REQUIREMENTS: Transcribe the lines below verbatim, skipping the images.

COLLECTED MATERIAL:
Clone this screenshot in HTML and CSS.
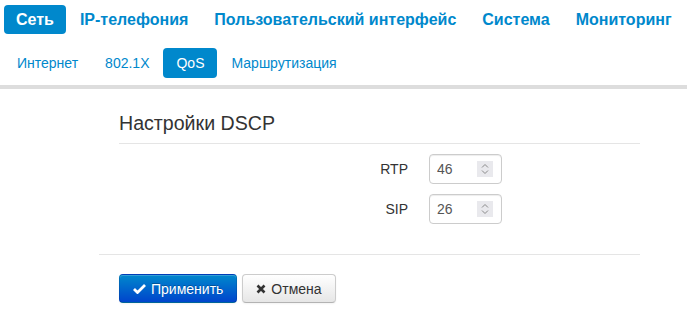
FILE: index.html
```html
<!DOCTYPE html>
<html lang="ru">

<head>
    <meta charset="UTF-8">
    <title>QoS</title>
    <link rel="stylesheet" href="styles.css">
</head>

<body>
    <ul class="nav main-nav">
        <li class="active"><a>Сеть</a></li>
        <li><a>IP-телефония</a></li>
        <li><a>Пользовательский интерфейс</a></li>
        <li><a>Система</a></li>
        <li><a>Мониторинг</a></li>
    </ul>

    <ul class="nav sub-nav">
        <li><a>Интернет</a></li>
        <li><a>802.1X</a></li>
        <li class="active"><a>QoS</a></li>
        <li><a>Маршрутизация</a></li>
    </ul>

    <div class="separator"></div>

    <form class="settings">
        <fieldset>
            <legend>Настройки DSCP</legend>

            <div class="control-group">
                <label>RTP</label>
                <div class="number-input">
                    <input type="text" value="46">
                    <span class="spinner">
                        <svg width="8" height="12" viewBox="0 0 8 12">
                            <path d="M1 4.5 L4 1.5 L7 4.5 M1 7.5 L4 10.5 L7 7.5" fill="none" stroke="#8a8a8a" stroke-width="1"/>
                        </svg>
                    </span>
                </div>
            </div>

            <div class="control-group">
                <label>SIP</label>
                <div class="number-input">
                    <input type="text" value="26">
                    <span class="spinner">
                        <svg width="8" height="12" viewBox="0 0 8 12">
                            <path d="M1 4.5 L4 1.5 L7 4.5 M1 7.5 L4 10.5 L7 7.5" fill="none" stroke="#8a8a8a" stroke-width="1"/>
                        </svg>
                    </span>
                </div>
            </div>
        </fieldset>

        <div class="form-actions">
            <button type="button" class="btn btn-primary">
                <svg width="13" height="11" viewBox="0 0 13 11">
                    <path d="M1 6 L4.5 9.5 L12 2" fill="none" stroke="#fff" stroke-width="2.8"/>
                </svg>
                Применить
            </button>
            <button type="button" class="btn">
                <svg width="10" height="10" viewBox="0 0 10 10">
                    <path d="M1.5 1.5 L8.5 8.5 M8.5 1.5 L1.5 8.5" fill="none" stroke="#333" stroke-width="2.6"/>
                </svg>
                Отмена
            </button>
        </div>
    </form>
</body>

</html>
```

FILE: styles.css
```css
body {
    font-family: "Liberation Sans", Arial, sans-serif;
    margin: 0;
    background: #fff;
    color: #333;
}

.nav {
    display: flex;
    list-style: none;
    margin: 0;
    padding: 0 4px;
    white-space: nowrap;
}

.nav li {
    flex-shrink: 0;
}

.nav a {
    display: block;
    color: #0088cc;
    border-radius: 4px;
}

.nav .active a {
    background: #0088cc;
    color: #fff;
}

.main-nav {
    padding-top: 5px;
}

.main-nav li {
    margin-right: 2px;
}

.main-nav a {
    font-size: 16px;
    font-weight: bold;
    line-height: 29px;
    padding: 0 12px;
}

.sub-nav {
    margin-top: 14px;
}

.sub-nav li {
    margin-right: 1px;
}

.sub-nav a {
    font-size: 14px;
    line-height: 30px;
    padding: 0 13px;
}

.separator {
    height: 4px;
    background: #dddddd;
    margin-top: 7px;
}

.settings {
    width: 541px;
    margin: 14px 0 0 99px;
}

fieldset {
    border: 0;
    margin: 0;
    padding: 0 0 20px 20px;
}

legend {
    display: block;
    width: 100%;
    padding: 0;
    font-size: 19.6px;
    line-height: 40px;
    color: #333;
    border-bottom: 1px solid #e5e5e5;
    margin-bottom: 10px;
}

.control-group {
    display: grid;
    grid-template-columns: 289px auto;
    column-gap: 21px;
    align-items: center;
    margin-bottom: 10px;
}

.control-group label {
    text-align: right;
    font-size: 14px;
    line-height: 30px;
}

.number-input {
    display: flex;
    align-items: center;
    width: 71px;
    height: 28px;
    border: 1px solid #cccccc;
    border-radius: 4px;
    box-shadow: inset 0 1px 1px rgba(0, 0, 0, 0.075);
}

.number-input input {
    width: 40px;
    border: 0;
    padding: 0 0 0 7px;
    font-family: inherit;
    font-size: 14px;
    color: #555;
    background: transparent;
    outline: none;
}

.spinner {
    display: flex;
    align-items: center;
    justify-content: center;
    width: 16px;
    height: 16px;
    margin-left: auto;
    margin-right: 8px;
    background: #e9e9ed;
}

.form-actions {
    border-top: 1px solid #e5e5e5;
    padding: 19px 20px 20px;
    display: flex;
    gap: 5px;
}

.btn {
    display: flex;
    align-items: center;
    gap: 5px;
    height: 29px;
    padding: 0 13px;
    font-family: inherit;
    font-size: 14px;
    color: #333;
    background: linear-gradient(#ffffff, #e6e6e6);
    border: 1px solid #cccccc;
    border-bottom-color: #b3b3b3;
    border-radius: 4px;
    box-shadow: inset 0 1px 0 rgba(255, 255, 255, 0.2), 0 1px 2px rgba(0, 0, 0, 0.05);
}

.btn-primary {
    color: #fff;
    text-shadow: 0 -1px 0 rgba(0, 0, 0, 0.25);
    background: linear-gradient(#0088cc, #0044cc);
    border-color: rgba(0, 0, 0, 0.1) rgba(0, 0, 0, 0.1) rgba(0, 0, 0, 0.25);
}
```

FINISHED TASK:
Clone this screenshot in HTML and CSS.
FILE: index.html
```html
<!DOCTYPE html>
<html lang="ru">

<head>
    <meta charset="UTF-8">
    <title>QoS</title>
    <link rel="stylesheet" href="styles.css">
</head>

<body>
    <ul class="nav main-nav">
        <li class="active"><a>Сеть</a></li>
        <li><a>IP-телефония</a></li>
        <li><a>Пользовательский интерфейс</a></li>
        <li><a>Система</a></li>
        <li><a>Мониторинг</a></li>
    </ul>

    <ul class="nav sub-nav">
        <li><a>Интернет</a></li>
        <li><a>802.1X</a></li>
        <li class="active"><a>QoS</a></li>
        <li><a>Маршрутизация</a></li>
    </ul>

    <div class="separator"></div>

    <form class="settings">
        <fieldset>
            <legend>Настройки DSCP</legend>

            <div class="control-group">
                <label>RTP</label>
                <div class="number-input">
                    <input type="text" value="46">
                    <span class="spinner">
                        <svg width="8" height="12" viewBox="0 0 8 12">
                            <path d="M1 4.5 L4 1.5 L7 4.5 M1 7.5 L4 10.5 L7 7.5" fill="none" stroke="#8a8a8a" stroke-width="1"/>
                        </svg>
                    </span>
                </div>
            </div>

            <div class="control-group">
                <label>SIP</label>
                <div class="number-input">
                    <input type="text" value="26">
                    <span class="spinner">
                        <svg width="8" height="12" viewBox="0 0 8 12">
                            <path d="M1 4.5 L4 1.5 L7 4.5 M1 7.5 L4 10.5 L7 7.5" fill="none" stroke="#8a8a8a" stroke-width="1"/>
                        </svg>
                    </span>
                </div>
            </div>
        </fieldset>

        <div class="form-actions">
            <button type="button" class="btn btn-primary">
                <svg width="13" height="11" viewBox="0 0 13 11">
                    <path d="M1 6 L4.5 9.5 L12 2" fill="none" stroke="#fff" stroke-width="2.8"/>
                </svg>
                Применить
            </button>
            <button type="button" class="btn">
                <svg width="10" height="10" viewBox="0 0 10 10">
                    <path d="M1.5 1.5 L8.5 8.5 M8.5 1.5 L1.5 8.5" fill="none" stroke="#333" stroke-width="2.6"/>
                </svg>
                Отмена
            </button>
        </div>
    </form>
</body>

</html>
```

FILE: styles.css
```css
body {
    font-family: "Liberation Sans", Arial, sans-serif;
    margin: 0;
    background: #fff;
    color: #333;
}

.nav {
    display: flex;
    list-style: none;
    margin: 0;
    padding: 0 4px;
    white-space: nowrap;
}

.nav li {
    flex-shrink: 0;
}

.nav a {
    display: block;
    color: #0088cc;
    border-radius: 4px;
}

.nav .active a {
    background: #0088cc;
    color: #fff;
}

.main-nav {
    padding-top: 5px;
}

.main-nav li {
    margin-right: 2px;
}

.main-nav a {
    font-size: 16px;
    font-weight: bold;
    line-height: 29px;
    padding: 0 12px;
}

.sub-nav {
    margin-top: 14px;
}

.sub-nav li {
    margin-right: 1px;
}

.sub-nav a {
    font-size: 14px;
    line-height: 30px;
    padding: 0 13px;
}

.separator {
    height: 4px;
    background: #dddddd;
    margin-top: 7px;
}

.settings {
    width: 541px;
    margin: 14px 0 0 99px;
}

fieldset {
    border: 0;
    margin: 0;
    padding: 0 0 20px 20px;
}

legend {
    display: block;
    width: 100%;
    padding: 0;
    font-size: 19.6px;
    line-height: 40px;
    color: #333;
    border-bottom: 1px solid #e5e5e5;
    margin-bottom: 10px;
}

.control-group {
    display: grid;
    grid-template-columns: 289px auto;
    column-gap: 21px;
    align-items: center;
    margin-bottom: 10px;
}

.control-group label {
    text-align: right;
    font-size: 14px;
    line-height: 30px;
}

.number-input {
    display: flex;
    align-items: center;
    width: 71px;
    height: 28px;
    border: 1px solid #cccccc;
    border-radius: 4px;
    box-shadow: inset 0 1px 1px rgba(0, 0, 0, 0.075);
}

.number-input input {
    width: 40px;
    border: 0;
    padding: 0 0 0 7px;
    font-family: inherit;
    font-size: 14px;
    color: #555;
    background: transparent;
    outline: none;
}

.spinner {
    display: flex;
    align-items: center;
    justify-content: center;
    width: 16px;
    height: 16px;
    margin-left: auto;
    margin-right: 8px;
    background: #e9e9ed;
}

.form-actions {
    border-top: 1px solid #e5e5e5;
    padding: 19px 20px 20px;
    display: flex;
    gap: 5px;
}

.btn {
    display: flex;
    align-items: center;
    gap: 5px;
    height: 29px;
    padding: 0 13px;
    font-family: inherit;
    font-size: 14px;
    color: #333;
    background: linear-gradient(#ffffff, #e6e6e6);
    border: 1px solid #cccccc;
    border-bottom-color: #b3b3b3;
    border-radius: 4px;
    box-shadow: inset 0 1px 0 rgba(255, 255, 255, 0.2), 0 1px 2px rgba(0, 0, 0, 0.05);
}

.btn-primary {
    color: #fff;
    text-shadow: 0 -1px 0 rgba(0, 0, 0, 0.25);
    background: linear-gradient(#0088cc, #0044cc);
    border-color: rgba(0, 0, 0, 0.1) rgba(0, 0, 0, 0.1) rgba(0, 0, 0, 0.25);
}
```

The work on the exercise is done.